For the Ramsay Street Kids.

        Having spent my childhood in Campbellton and looking back as I make a gradual stride past the forty-year mark I do so with fond memories. We had a ball us Ramsay Street kids. We were a poor bunch by today's standards. We Charlongs, Charettes, Steves, Savages, Taylors, Servants, Doucettes, LeBlancs and LeClairs playing out our little lives in our own little world. Those were days when trains ran past our home at 8 Ramsay heading to and from the Campbellton Wharf.

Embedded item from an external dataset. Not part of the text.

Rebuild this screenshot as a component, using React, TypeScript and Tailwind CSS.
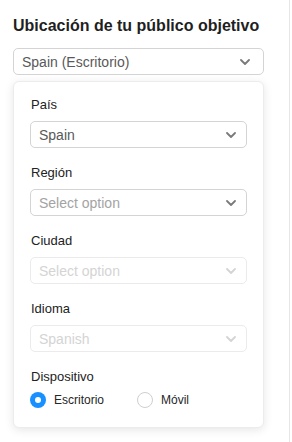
import React from "react";

type Field = {
  label: string;
  value: string;
  placeholder?: boolean;
  disabled?: boolean;
};

const FIELDS: Field[] = [
  { label: "País", value: "Spain" },
  { label: "Región", value: "Select option", placeholder: true },
  { label: "Ciudad", value: "Select option", disabled: true },
  { label: "Idioma", value: "Spanish", disabled: true },
];

function Chevron({ muted }: { muted?: boolean }) {
  return (
    <svg width="10" height="6" viewBox="0 0 10 6" fill="none" className="shrink-0">
      <path
        d="M1 1l4 4 4-4"
        stroke={muted ? "#d4d4d4" : "#7a7a7a"}
        strokeWidth="1.8"
        strokeLinecap="round"
        strokeLinejoin="round"
      />
    </svg>
  );
}

function SelectBox({ field }: { field: Field }) {
  const textColor = field.disabled
    ? "text-[#d4d4d4]"
    : field.placeholder
      ? "text-[#a3a3a3]"
      : "text-[#595959]";
  return (
    <div
      className={`flex h-[27px] items-center justify-between rounded-[5px] border bg-white pl-[8px] pr-[10px] ${
        field.disabled ? "border-[#ebebeb]" : "border-[#d4d4d4]"
      }`}
    >
      <span className={`text-[14px] leading-[20px] ${textColor}`}>{field.value}</span>
      <Chevron muted={field.disabled} />
    </div>
  );
}

function Radio({ label, checked }: { label: string; checked?: boolean }) {
  return (
    <label className="flex items-center gap-[8px]">
      {checked ? (
        <span className="flex h-[16px] w-[16px] items-center justify-center rounded-full bg-[#1890ff]">
          <span className="h-[6px] w-[6px] rounded-full bg-white" />
        </span>
      ) : (
        <span className="h-[16px] w-[16px] rounded-full border border-[#cfcfcf] bg-white" />
      )}
      <span className="text-[12px] leading-[20px] text-[#262626]">{label}</span>
    </label>
  );
}

export default function App() {
  return (
    <div
      className="h-[442px] w-[292px] bg-white"
      style={{ fontFamily: '"Liberation Sans", Arial, sans-serif' }}
    >
      <div className="h-full w-[290px] border-r border-[#e6e6e6] pl-[13px] pr-[25px] pt-[15px]">
        <h2 className="text-[16px] font-bold leading-[22px] text-[#1f1f1f]">
          Ubicación de tu público objetivo
        </h2>

        <div className="mt-[11px] flex h-[27px] items-center justify-between rounded-[5px] border border-[#d4d4d4] pl-[8px] pr-[13px]">
          <span className="text-[14px] leading-[20px] text-[#595959]">Spain (Escritorio)</span>
          <Chevron />
        </div>

        <div className="mt-[6px] h-[347px] rounded-[6px] border border-[#ececec] bg-white px-[16px] pt-[13px] shadow-[0_2px_10px_rgba(0,0,0,0.10)]">
          <div className="flex flex-col gap-[15px]">
            {FIELDS.map((f) => (
              <div key={f.label} className="flex flex-col gap-[6px]">
                <span className="pl-[1px] text-[13px] leading-[20px] text-[#222222]">{f.label}</span>
                <SelectBox field={f} />
              </div>
            ))}
            <div className="flex flex-col gap-[3px]">
              <span className="pl-[1px] text-[13px] leading-[20px] text-[#222222]">Dispositivo</span>
              <div className="flex items-center gap-[33px]">
                <Radio label="Escritorio" checked />
                <Radio label="Móvil" />
              </div>
            </div>
          </div>
        </div>
      </div>
    </div>
  );
}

It's quite a site seeing a train rumble by just a few feet outside your front window and it's a small miracle that no one got hurt.

        The beach running along Ramsay and Chaleur from the wharf to the point under the graveyard was the playground for most of us offering up a whole new set of adventures every day no matter what the season. You'd be amazed with the things a kid would find and drag home to an unsuspecting mother. Then there was Janet's Hill where we'd spend endless days and nights sliding on toboggans and crazy carpets under the lights from lower Patterson. Dozens of kids with nothing better to do than just have good old fashion outdoor fun. I still feel a little bad about sending Donnie, Dougie and PeePee Charette down the hill and into the snow-covered pipes. Why they did it I'll never know.

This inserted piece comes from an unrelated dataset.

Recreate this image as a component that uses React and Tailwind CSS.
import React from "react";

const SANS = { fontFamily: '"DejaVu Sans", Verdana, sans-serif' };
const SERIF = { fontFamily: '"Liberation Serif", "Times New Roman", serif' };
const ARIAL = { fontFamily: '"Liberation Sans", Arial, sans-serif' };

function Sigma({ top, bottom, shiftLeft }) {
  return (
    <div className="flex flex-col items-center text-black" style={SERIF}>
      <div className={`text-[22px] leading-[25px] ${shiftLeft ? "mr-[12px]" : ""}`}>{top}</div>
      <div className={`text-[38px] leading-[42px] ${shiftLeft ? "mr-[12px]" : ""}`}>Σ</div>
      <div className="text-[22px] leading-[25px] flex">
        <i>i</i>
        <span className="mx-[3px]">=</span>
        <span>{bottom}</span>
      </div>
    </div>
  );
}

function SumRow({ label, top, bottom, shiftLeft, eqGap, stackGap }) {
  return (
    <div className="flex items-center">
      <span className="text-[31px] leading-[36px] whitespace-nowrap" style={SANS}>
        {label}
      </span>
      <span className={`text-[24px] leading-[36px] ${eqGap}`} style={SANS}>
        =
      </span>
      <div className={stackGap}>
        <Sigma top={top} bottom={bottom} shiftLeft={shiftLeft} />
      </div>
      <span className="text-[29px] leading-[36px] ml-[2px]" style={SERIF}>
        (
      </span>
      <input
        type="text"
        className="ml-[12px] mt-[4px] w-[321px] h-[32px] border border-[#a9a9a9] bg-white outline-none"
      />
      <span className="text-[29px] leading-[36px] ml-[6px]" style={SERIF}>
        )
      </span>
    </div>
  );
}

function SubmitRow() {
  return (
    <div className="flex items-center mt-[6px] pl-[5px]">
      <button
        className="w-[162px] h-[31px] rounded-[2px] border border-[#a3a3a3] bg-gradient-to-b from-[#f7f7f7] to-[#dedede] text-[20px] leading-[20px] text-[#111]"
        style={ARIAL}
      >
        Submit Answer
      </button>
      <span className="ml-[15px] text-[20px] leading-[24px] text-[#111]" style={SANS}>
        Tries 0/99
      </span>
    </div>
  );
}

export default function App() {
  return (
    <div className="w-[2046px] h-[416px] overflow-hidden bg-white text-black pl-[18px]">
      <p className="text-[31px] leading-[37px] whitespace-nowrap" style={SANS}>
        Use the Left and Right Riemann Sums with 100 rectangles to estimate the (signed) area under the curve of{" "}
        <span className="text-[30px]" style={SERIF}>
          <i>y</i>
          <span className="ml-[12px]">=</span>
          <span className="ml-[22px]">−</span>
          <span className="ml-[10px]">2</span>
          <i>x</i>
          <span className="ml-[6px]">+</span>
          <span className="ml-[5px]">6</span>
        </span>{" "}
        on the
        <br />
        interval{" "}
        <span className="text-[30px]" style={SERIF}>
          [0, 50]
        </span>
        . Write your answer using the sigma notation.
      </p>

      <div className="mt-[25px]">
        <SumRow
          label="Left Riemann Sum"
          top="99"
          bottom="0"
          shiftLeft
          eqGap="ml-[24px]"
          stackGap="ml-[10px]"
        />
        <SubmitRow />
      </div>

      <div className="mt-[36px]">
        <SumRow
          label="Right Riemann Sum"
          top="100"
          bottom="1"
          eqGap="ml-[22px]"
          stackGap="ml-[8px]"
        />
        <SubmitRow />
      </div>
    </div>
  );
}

        In the summer we'd find ourselves traveling as far west as the 'Ocean Woods' making our way along King Street and heading up Prince William to the tracks. I can smell the ties as I write this and I can see Joe Boudreau behind the counter at Boudreau's Canteen. Candy from what seemed every corner of the world, a freezer full of ice-cream and of course cigarettes. Lots of cigarettes. Always a warm smile and fatherly advice from Joe on things like how to fold your money properly and with respect. You don't see canteens much around Toronto, mostly Beckers and 7-11s.

        The Riverside Park was different then. I remember asking the guy or girl on duty at the little ice-cream shop if I could check under the wooden stand for loose change that had fallen through the cracks. Finding fifty cents in those days felt like work well done. There were swings, slides, grass, teeter totters, half-buried upright tires and spring seats. There were softball games played under the lights with stands filled to capacity and Mike Woodwarth announcing from the tiny wooden box at the top of the stands. No one threw underhand like Ronnie Parker, had to be 120 milesanhour.

        I have a son now. A beautiful fun loving boy with a whole life ahead of him and friends of his own but in a way I wish he could have been there hanging with us Ramsay Street kids.